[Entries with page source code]
================

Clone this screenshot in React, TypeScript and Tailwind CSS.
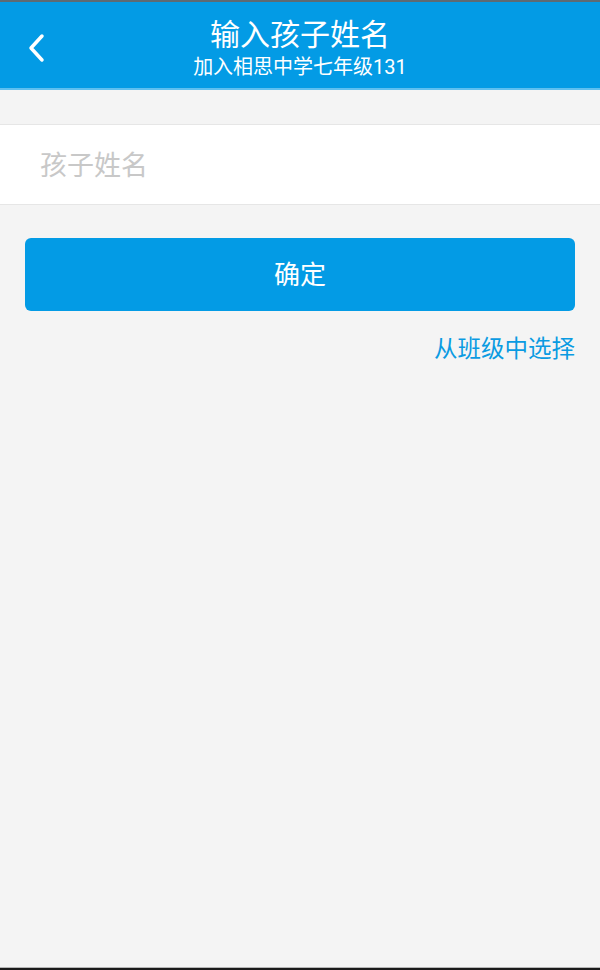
import React, { useState } from 'react';

const font = "font-['Roboto','Noto_Sans_CJK_SC',sans-serif]";

const App: React.FC = () => {
    const [name, setName] = useState('');

    return (
        <div className={`h-[970px] w-full flex flex-col bg-[#f4f4f4] ${font}`}>
            <div className="h-[2px] bg-[#5e6a72]" />
            {/* header */}
            <div className="h-[88px] bg-[#039be5] border-b-2 border-[#5ec0f0] flex relative">
                <button className="absolute left-[22px] top-[26px] p-1">
                    <svg width="22" height="32" viewBox="0 0 22 32" fill="none">
                        <path d="M16 4 L5 16 L16 28" stroke="white" strokeWidth="3.5" strokeLinecap="round" strokeLinejoin="round" />
                    </svg>
                </button>
                <div className="flex-1 flex flex-col items-center text-white pt-[15px]">
                    <h1 className="text-[30px] leading-[36px]">输入孩子姓名</h1>
                    <p className="text-[20px] leading-[24px] mt-[2px]">加入相思中学七年级131</p>
                </div>
            </div>

            {/* input */}
            <div className="mt-[34px] h-[81px] bg-white border-y border-[#e6e6e6] flex items-center px-[40px] pt-[4px]">
                <input
                    className="w-full text-[27px] text-[#333] placeholder:text-[#c8c8c8] outline-none bg-transparent"
                    placeholder="孩子姓名"
                    value={name}
                    onChange={(e) => setName(e.target.value)}
                />
            </div>

            <div className="px-[25px]">
                <button className="mt-[33px] w-full h-[73px] rounded-[6px] bg-[#039be5] text-white text-[26px] pt-[2px]">
                    确定
                </button>
                <div className="flex justify-end mt-[23px]">
                    <span className="text-[23.5px] leading-[30px] text-[#0a9be2]">从班级中选择</span>
                </div>
            </div>

            <div className="flex-1" />
            <div className="h-[1px] bg-[#b5b5b5]" />
            <div className="h-[2px] bg-[#1a1a1a]" />
        </div>
    );
};

export default App;
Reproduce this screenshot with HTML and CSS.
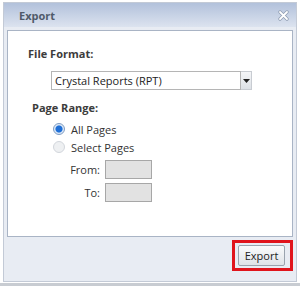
FILE: index.html
```html
<!DOCTYPE html>
<html lang="en">
<head>
    <meta charset="UTF-8">
    <title>Export</title>
    <link rel="stylesheet" href="styles.css">
</head>
<body>
    <div class="dialog">
        <div class="titlebar">
            <span class="title">Export</span>
            <svg class="close" width="11" height="11" viewBox="0 0 11 11">
                <path d="M2 2l7 7M9 2l-7 7" stroke="#8d9bb0" stroke-width="3.2" stroke-linecap="round"/>
                <path d="M2 2l7 7M9 2l-7 7" stroke="#ffffff" stroke-width="1.8" stroke-linecap="round"/>
            </svg>
        </div>

        <div class="panel">
            <div class="label">File Format:</div>
            <div class="select">
                <span class="select-value">Crystal Reports (RPT)</span>
                <span class="select-btn">
                    <svg width="7" height="4" viewBox="0 0 7 4"><path d="M0 0h7L3.5 4z" fill="#222"/></svg>
                </span>
            </div>

            <div class="label range">Page Range:</div>
            <div class="radios">
                <div class="radio-row">
                    <span class="radio checked"></span>
                    <span>All Pages</span>
                </div>
                <div class="radio-row">
                    <span class="radio"></span>
                    <span>Select Pages</span>
                </div>
            </div>

            <div class="field-row">
                <span class="field-label">From:</span>
                <span class="field"></span>
            </div>
            <div class="field-row">
                <span class="field-label">To:</span>
                <span class="field"></span>
            </div>
        </div>

        <div class="footer">
            <div class="highlight">
                <button class="btn">Export</button>
            </div>
        </div>
    </div>
    <div class="under"></div>
</body>
</html>
```

FILE: styles.css
```css
body {
    margin: 0;
    background: #ffffff;
    font-family: "Open Sans", "DejaVu Sans", sans-serif;
    font-size: 11px;
    color: #333;
    overflow: hidden;
}

.dialog {
    margin: 2px 0 0 3px;
    width: 294px;
    height: 280px;
    background: #e8ecf3;
    border: 1px solid #c3cad6;
    box-sizing: border-box;
}

.titlebar {
    display: flex;
    align-items: center;
    justify-content: space-between;
    height: 24px;
    padding: 0 7px 0 15px;
    background: linear-gradient(#b2c1db, #dce3ef);
}

.title {
    font-weight: bold;
    font-size: 11px;
    color: #4f5a6a;
}

.panel {
    margin: 3px 3px 0 3px;
    height: 207px;
    background: #ffffff;
    border: 1px solid #a9b4c5;
    box-sizing: border-box;
    padding: 15px 0 0 20px;
}

.label {
    font-weight: bold;
    color: #3c3c3c;
    height: 16px;
    line-height: 16px;
}

.label.range {
    margin: 10px 0 0 4px;
}

.select {
    display: flex;
    margin: 9px 0 0 23px;
    width: 201px;
    height: 19px;
}

.select-value {
    flex: 1;
    border: 1px solid #b5b5b5;
    line-height: 17px;
    padding-left: 3px;
    font-size: 11px;
    color: #222;
}

.select-btn {
    width: 10px;
    display: flex;
    align-items: center;
    justify-content: center;
    background: linear-gradient(#f4f5f7, #dde1e6);
    border: 1px solid #c8ccd2;
    border-left: none;
}

.radios {
    margin: 4px 0 0 25px;
}

.radio-row {
    display: flex;
    align-items: center;
    gap: 6px;
    height: 18px;
    color: #333;
}

.radio {
    width: 10px;
    height: 10px;
    border-radius: 50%;
    border: 1px solid #d2d6dc;
    background: #eef0f2;
}

.radio.checked {
    border-color: #7f9cc2;
    background: radial-gradient(circle, #1f6fd6 0 3px, #6ea4e8 3.5px, #dde8f6 4px);
}

.field-row {
    display: flex;
    align-items: center;
    justify-content: flex-end;
    width: 124px;
    gap: 5px;
    margin-top: 4px;
}

.field-label {
    color: #333;
}

.field {
    width: 45px;
    height: 17px;
    background: #e2e2e2;
    border: 1px solid #a7a7a7;
}

.footer {
    display: flex;
    justify-content: flex-end;
    padding: 3px 3px 0 0;
}

.highlight {
    border: 3px solid #e0141c;
    padding: 2px 5px 2px 3px;
}

.btn {
    width: 47px;
    height: 21px;
    font-family: inherit;
    font-size: 11px;
    color: #222;
    background: linear-gradient(#fafbfc, #dfe3e8);
    border: 1px solid #9aa3ae;
    border-radius: 2px;
    padding: 0;
}

.under {
    height: 3px;
    margin-top: 1px;
    background: #c8ccd2;
}
```
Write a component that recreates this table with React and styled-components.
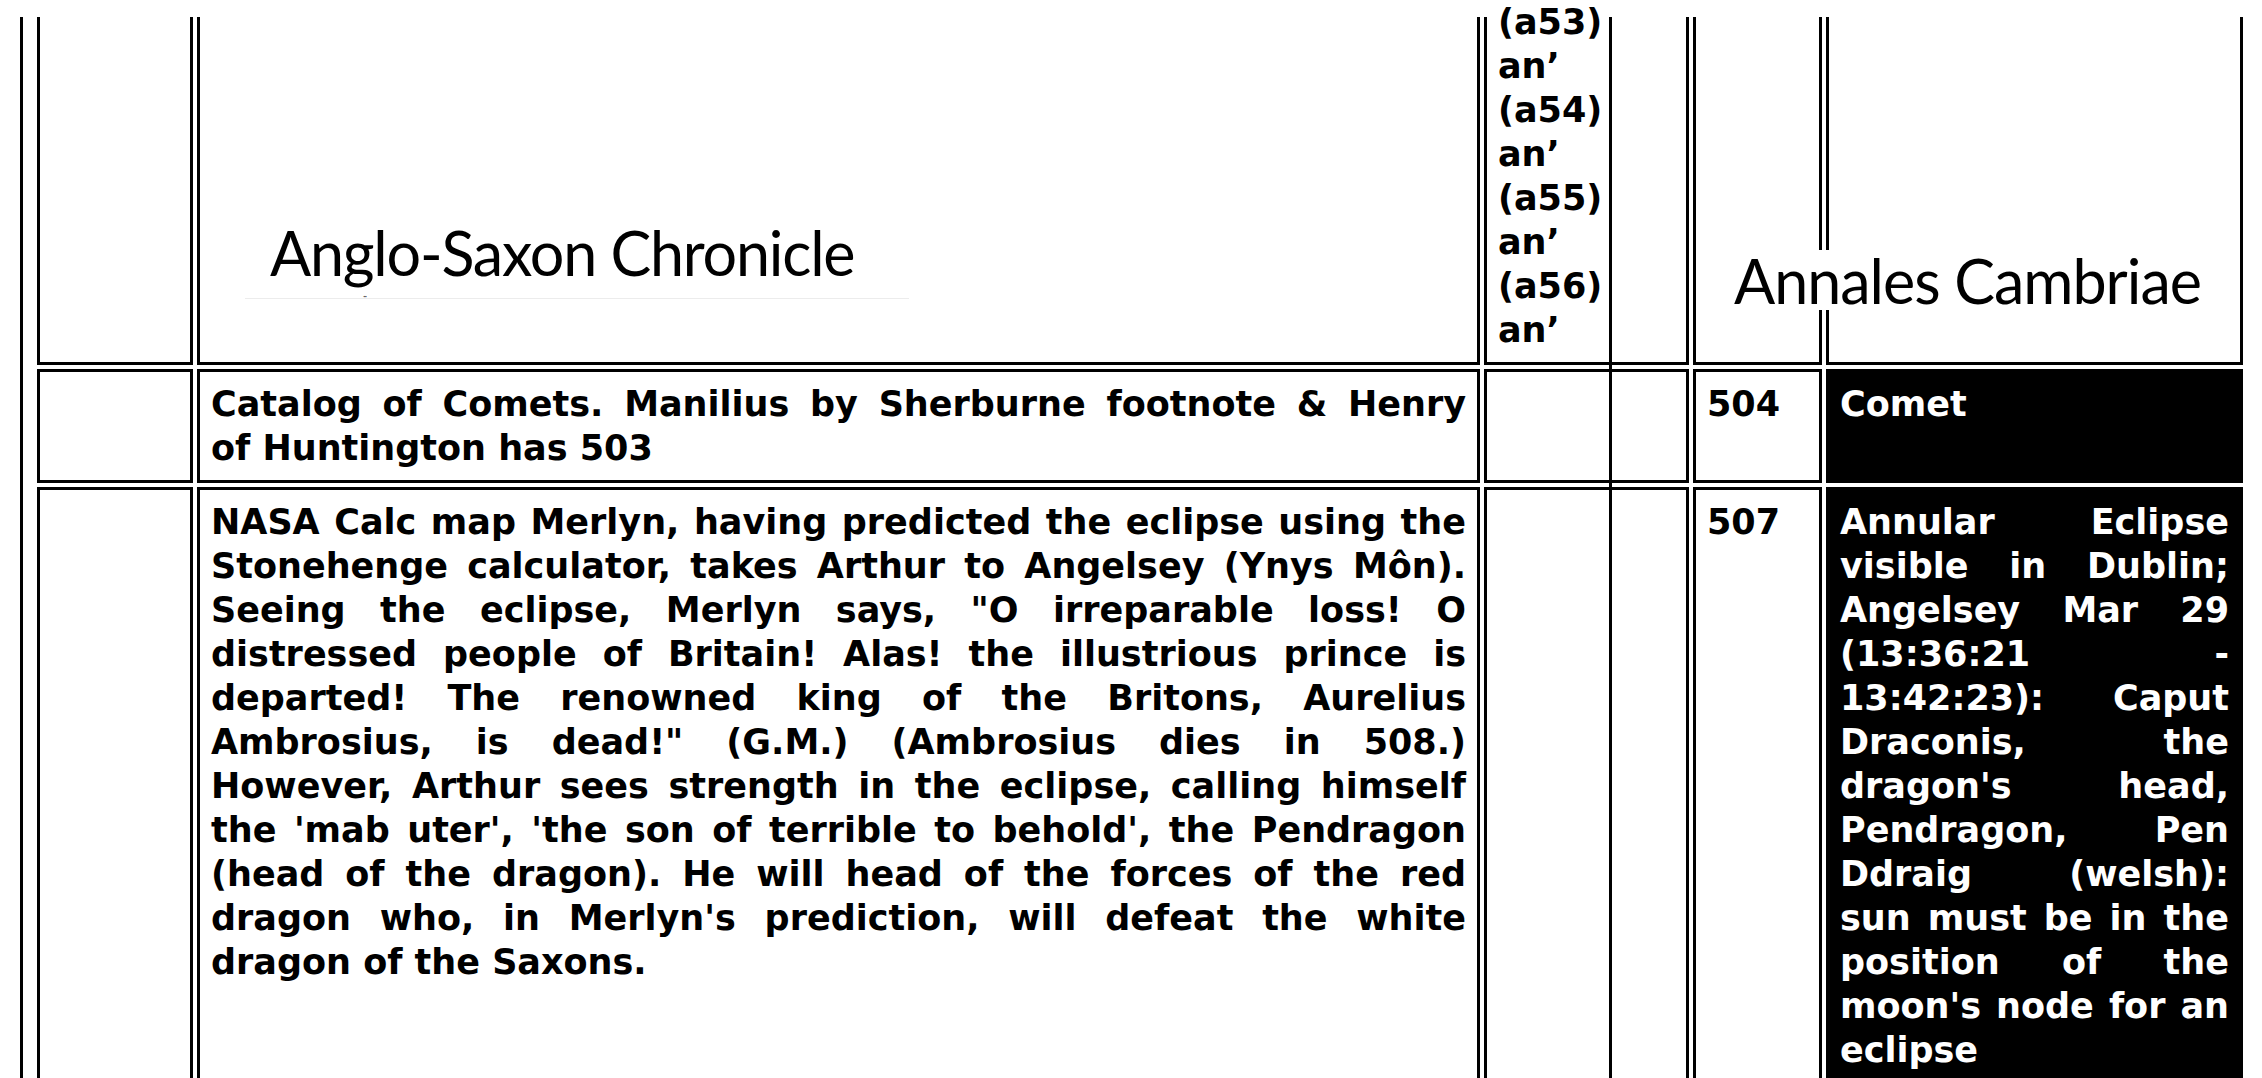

================

● **WORK REQUIRED**:
Output exactly the span of lines from the top of the listing through the line holding "const [name, setName] = useState('');", and leave every picture out.

● **FINISHED TASK**:
Clone this screenshot in React, TypeScript and Tailwind CSS.
import React, { useState } from 'react';

const font = "font-['Roboto','Noto_Sans_CJK_SC',sans-serif]";

const App: React.FC = () => {
    const [name, setName] = useState('');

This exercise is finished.